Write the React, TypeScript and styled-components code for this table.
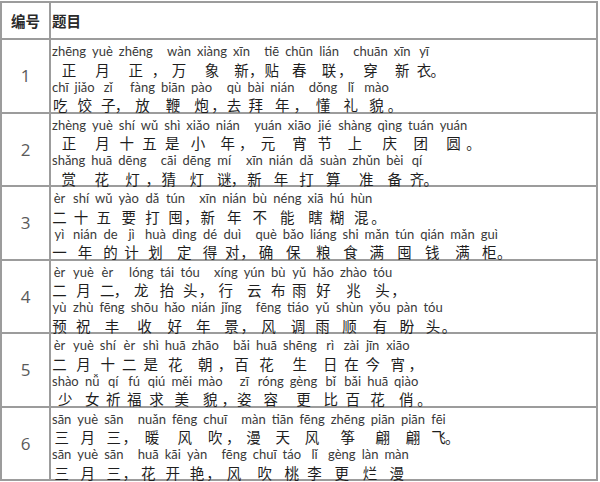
import styled, { createGlobalStyle } from "styled-components";

const GlobalStyle = createGlobalStyle`
  html, body {
    margin: 0;
    padding: 0;
    background: #ffffff;
  }
  body {
    font-family: "Noto Sans CJK SC", "Noto Sans", sans-serif;
  }
`;

const Table = styled.table`
  margin-top: 1px;
  width: 598px;
  border-collapse: collapse;
  table-layout: fixed;
  color: #222;
`;

const HeadRow = styled.tr`
  height: 37px;
`;

const BodyRow = styled.tr`
  height: 73.5px;
`;

const HeadCell = styled.th<{ $center?: boolean }>`
  border: 2px solid #9c9c9c;
  padding: 0 0 0 ${({ $center }) => ($center ? "0" : "1px")};
  text-align: ${({ $center }) => ($center ? "center" : "left")};
  font-family: "Noto Sans CJK SC", sans-serif;
  font-size: 14.5px;
  font-weight: 700;
  color: #2a2a2a;
  vertical-align: middle;
`;

const NumCell = styled.td`
  border: 2px solid #9c9c9c;
  text-align: center;
  vertical-align: middle;
  font-family: "Open Sans", "Liberation Sans", sans-serif;
  font-weight: 400;
  font-size: 17px;
  color: #5a5a5a;
  padding: 0;
`;

const VerseCell = styled.td`
  border: 2px solid #9c9c9c;
  vertical-align: top;
  padding: 4px 0 0 1px;
`;

const Verses = styled.div`
  display: flex;
  flex-direction: column;
  margin-bottom: -5px;
`;

const Verse = styled.div`
  display: flex;
  gap: 6px;
  white-space: nowrap;
`;

const Unit = styled.span<{ $punct?: boolean }>`
  display: inline-flex;
  flex-direction: column;
  align-items: ${({ $punct }) => ($punct ? "flex-start" : "center")};
  min-width: ${({ $punct }) => ($punct ? "0" : "15px")};
  margin: ${({ $punct }) => ($punct ? "0 2px 0 -7px" : "0")};
  font-feature-settings: ${({ $punct }) => ($punct ? '"halt"' : "normal")};
`;

const Py = styled.span`
  font-family: Lato, "Open Sans", sans-serif;
  font-size: 13px;
  line-height: 15.6px;
  height: 15.6px;
  color: #3a3a3a;
`;

const Hz = styled.span`
  font-family: "Noto Sans CJK SC", sans-serif;
  font-size: 14.5px;
  line-height: 21px;
  height: 21px;
  margin-top: -1px;
  color: #1e1e1e;
`;

type Line = { py: string; hz: string };

const poems: Line[][] = [
  [
    { py: "zhēng yuè zhēng wàn xiàng xīn tiē chūn lián chuān xīn yī", hz: "正月正，万象新，贴春联，穿新衣。" },
    { py: "chī jiǎo zǐ fàng biān pào qù bài nián dǒng lǐ mào", hz: "吃饺子，放鞭炮，去拜年，懂礼貌。" },
  ],
  [
    { py: "zhèng yuè shí wǔ shì xiǎo nián yuán xiāo jié shàng qìng tuán yuán", hz: "正月十五是小年，元宵节上庆团圆。" },
    { py: "shǎng huā dēng cāi dēng mí xīn nián dǎ suàn zhǔn bèi qí", hz: "赏花灯，猜灯谜，新年打算准备齐。" },
  ],
  [
    { py: "èr shí wǔ yào dǎ tún xīn nián bù néng xiā hú hùn", hz: "二十五要打囤，新年不能瞎糊混。" },
    { py: "yì nián de jì huà dìng dé duì què bǎo liáng shi mǎn tún qián mǎn guì", hz: "一年的计划定得对，确保粮食满囤钱满柜。" },
  ],
  [
    { py: "èr yuè èr lóng tái tóu xíng yún bù yǔ hǎo zhào tóu", hz: "二月二，龙抬头，行云布雨好兆头，" },
    { py: "yù zhù fēng shōu hǎo nián jǐng fēng tiáo yǔ shùn yǒu pàn tóu", hz: "预祝丰收好年景，风调雨顺有盼头。" },
  ],
  [
    { py: "èr yuè shí èr shì huā zhāo bǎi huā shēng rì zài jīn xiāo", hz: "二月十二是花朝，百花生日在今宵，" },
    { py: "shào nǚ qí fú qiú měi mào zī róng gèng bǐ bǎi huā qiào", hz: "少女祈福求美貌，姿容更比百花俏。" },
  ],
  [
    { py: "sān yuè sān nuǎn fēng chuī màn tiān fēng zhēng piān piān fēi", hz: "三月三，暖风吹，漫天风筝翩翩飞。" },
    { py: "sān yuè sān huā kāi yàn fēng chuī táo lǐ gèng làn màn", hz: "三月三，花开艳，风吹桃李更烂漫" },
  ],
];

const PUNCT = "，。、";

const toUnits = (line: Line) => {
  const syllables = line.py.split(/\s+/);
  let i = 0;
  return Array.from(line.hz).map((ch) =>
    PUNCT.includes(ch)
      ? { py: "", hz: ch, punct: true }
      : { py: syllables[i++] ?? "", hz: ch, punct: false }
  );
};

const App = () => {
  return (
    <>
      <GlobalStyle />
      <Table lang="zh-CN">
        <colgroup>
          <col style={{ width: 49 }} />
          <col />
        </colgroup>
        <thead>
          <HeadRow>
            <HeadCell $center>编号</HeadCell>
            <HeadCell>题目</HeadCell>
          </HeadRow>
        </thead>
        <tbody>
          {poems.map((lines, idx) => (
            <BodyRow key={idx}>
              <NumCell>{idx + 1}</NumCell>
              <VerseCell>
                <Verses>
                  {lines.map((line, j) => (
                    <Verse key={j}>
                      {toUnits(line).map((u, k) => (
                        <Unit key={k} $punct={u.punct}>
                          <Py>{u.py}</Py>
                          <Hz>{u.hz}</Hz>
                        </Unit>
                      ))}
                    </Verse>
                  ))}
                </Verses>
              </VerseCell>
            </BodyRow>
          ))}
        </tbody>
      </Table>
    </>
  );
};

export default App;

· · · ·

§ **Set task**: Omit any images, then output the listing exactly.

§ **Response**:
Write the React, TypeScript and styled-components code for this table.
import styled, { createGlobalStyle } from "styled-components";

const GlobalStyle = createGlobalStyle`
  html, body {
    margin: 0;
    padding: 0;
    background: #ffffff;
  }
  body {
    font-family: "Noto Sans CJK SC", "Noto Sans", sans-serif;
  }
`;

const Table = styled.table`
  margin-top: 1px;
  width: 598px;
  border-collapse: collapse;
  table-layout: fixed;
  color: #222;
`;

const HeadRow = styled.tr`
  height: 37px;
`;

const BodyRow = styled.tr`
  height: 73.5px;
`;

const HeadCell = styled.th<{ $center?: boolean }>`
  border: 2px solid #9c9c9c;
  padding: 0 0 0 ${({ $center }) => ($center ? "0" : "1px")};
  text-align: ${({ $center }) => ($center ? "center" : "left")};
  font-family: "Noto Sans CJK SC", sans-serif;
  font-size: 14.5px;
  font-weight: 700;
  color: #2a2a2a;
  vertical-align: middle;
`;

const NumCell = styled.td`
  border: 2px solid #9c9c9c;
  text-align: center;
  vertical-align: middle;
  font-family: "Open Sans", "Liberation Sans", sans-serif;
  font-weight: 400;
  font-size: 17px;
  color: #5a5a5a;
  padding: 0;
`;

const VerseCell = styled.td`
  border: 2px solid #9c9c9c;
  vertical-align: top;
  padding: 4px 0 0 1px;
`;

const Verses = styled.div`
  display: flex;
  flex-direction: column;
  margin-bottom: -5px;
`;

const Verse = styled.div`
  display: flex;
  gap: 6px;
  white-space: nowrap;
`;

const Unit = styled.span<{ $punct?: boolean }>`
  display: inline-flex;
  flex-direction: column;
  align-items: ${({ $punct }) => ($punct ? "flex-start" : "center")};
  min-width: ${({ $punct }) => ($punct ? "0" : "15px")};
  margin: ${({ $punct }) => ($punct ? "0 2px 0 -7px" : "0")};
  font-feature-settings: ${({ $punct }) => ($punct ? '"halt"' : "normal")};
`;

const Py = styled.span`
  font-family: Lato, "Open Sans", sans-serif;
  font-size: 13px;
  line-height: 15.6px;
  height: 15.6px;
  color: #3a3a3a;
`;

const Hz = styled.span`
  font-family: "Noto Sans CJK SC", sans-serif;
  font-size: 14.5px;
  line-height: 21px;
  height: 21px;
  margin-top: -1px;
  color: #1e1e1e;
`;

type Line = { py: string; hz: string };

const poems: Line[][] = [
  [
    { py: "zhēng yuè zhēng wàn xiàng xīn tiē chūn lián chuān xīn yī", hz: "正月正，万象新，贴春联，穿新衣。" },
    { py: "chī jiǎo zǐ fàng biān pào qù bài nián dǒng lǐ mào", hz: "吃饺子，放鞭炮，去拜年，懂礼貌。" },
  ],
  [
    { py: "zhèng yuè shí wǔ shì xiǎo nián yuán xiāo jié shàng qìng tuán yuán", hz: "正月十五是小年，元宵节上庆团圆。" },
    { py: "shǎng huā dēng cāi dēng mí xīn nián dǎ suàn zhǔn bèi qí", hz: "赏花灯，猜灯谜，新年打算准备齐。" },
  ],
  [
    { py: "èr shí wǔ yào dǎ tún xīn nián bù néng xiā hú hùn", hz: "二十五要打囤，新年不能瞎糊混。" },
    { py: "yì nián de jì huà dìng dé duì què bǎo liáng shi mǎn tún qián mǎn guì", hz: "一年的计划定得对，确保粮食满囤钱满柜。" },
  ],
  [
    { py: "èr yuè èr lóng tái tóu xíng yún bù yǔ hǎo zhào tóu", hz: "二月二，龙抬头，行云布雨好兆头，" },
    { py: "yù zhù fēng shōu hǎo nián jǐng fēng tiáo yǔ shùn yǒu pàn tóu", hz: "预祝丰收好年景，风调雨顺有盼头。" },
  ],
  [
    { py: "èr yuè shí èr shì huā zhāo bǎi huā shēng rì zài jīn xiāo", hz: "二月十二是花朝，百花生日在今宵，" },
    { py: "shào nǚ qí fú qiú měi mào zī róng gèng bǐ bǎi huā qiào", hz: "少女祈福求美貌，姿容更比百花俏。" },
  ],
  [
    { py: "sān yuè sān nuǎn fēng chuī màn tiān fēng zhēng piān piān fēi", hz: "三月三，暖风吹，漫天风筝翩翩飞。" },
    { py: "sān yuè sān huā kāi yàn fēng chuī táo lǐ gèng làn màn", hz: "三月三，花开艳，风吹桃李更烂漫" },
  ],
];

const PUNCT = "，。、";

const toUnits = (line: Line) => {
  const syllables = line.py.split(/\s+/);
  let i = 0;
  return Array.from(line.hz).map((ch) =>
    PUNCT.includes(ch)
      ? { py: "", hz: ch, punct: true }
      : { py: syllables[i++] ?? "", hz: ch, punct: false }
  );
};

const App = () => {
  return (
    <>
      <GlobalStyle />
      <Table lang="zh-CN">
        <colgroup>
          <col style={{ width: 49 }} />
          <col />
        </colgroup>
        <thead>
          <HeadRow>
            <HeadCell $center>编号</HeadCell>
            <HeadCell>题目</HeadCell>
          </HeadRow>
        </thead>
        <tbody>
          {poems.map((lines, idx) => (
            <BodyRow key={idx}>
              <NumCell>{idx + 1}</NumCell>
              <VerseCell>
                <Verses>
                  {lines.map((line, j) => (
                    <Verse key={j}>
                      {toUnits(line).map((u, k) => (
                        <Unit key={k} $punct={u.punct}>
                          <Py>{u.py}</Py>
                          <Hz>{u.hz}</Hz>
                        </Unit>
                      ))}
                    </Verse>
                  ))}
                </Verses>
              </VerseCell>
            </BodyRow>
          ))}
        </tbody>
      </Table>
    </>
  );
};

export default App;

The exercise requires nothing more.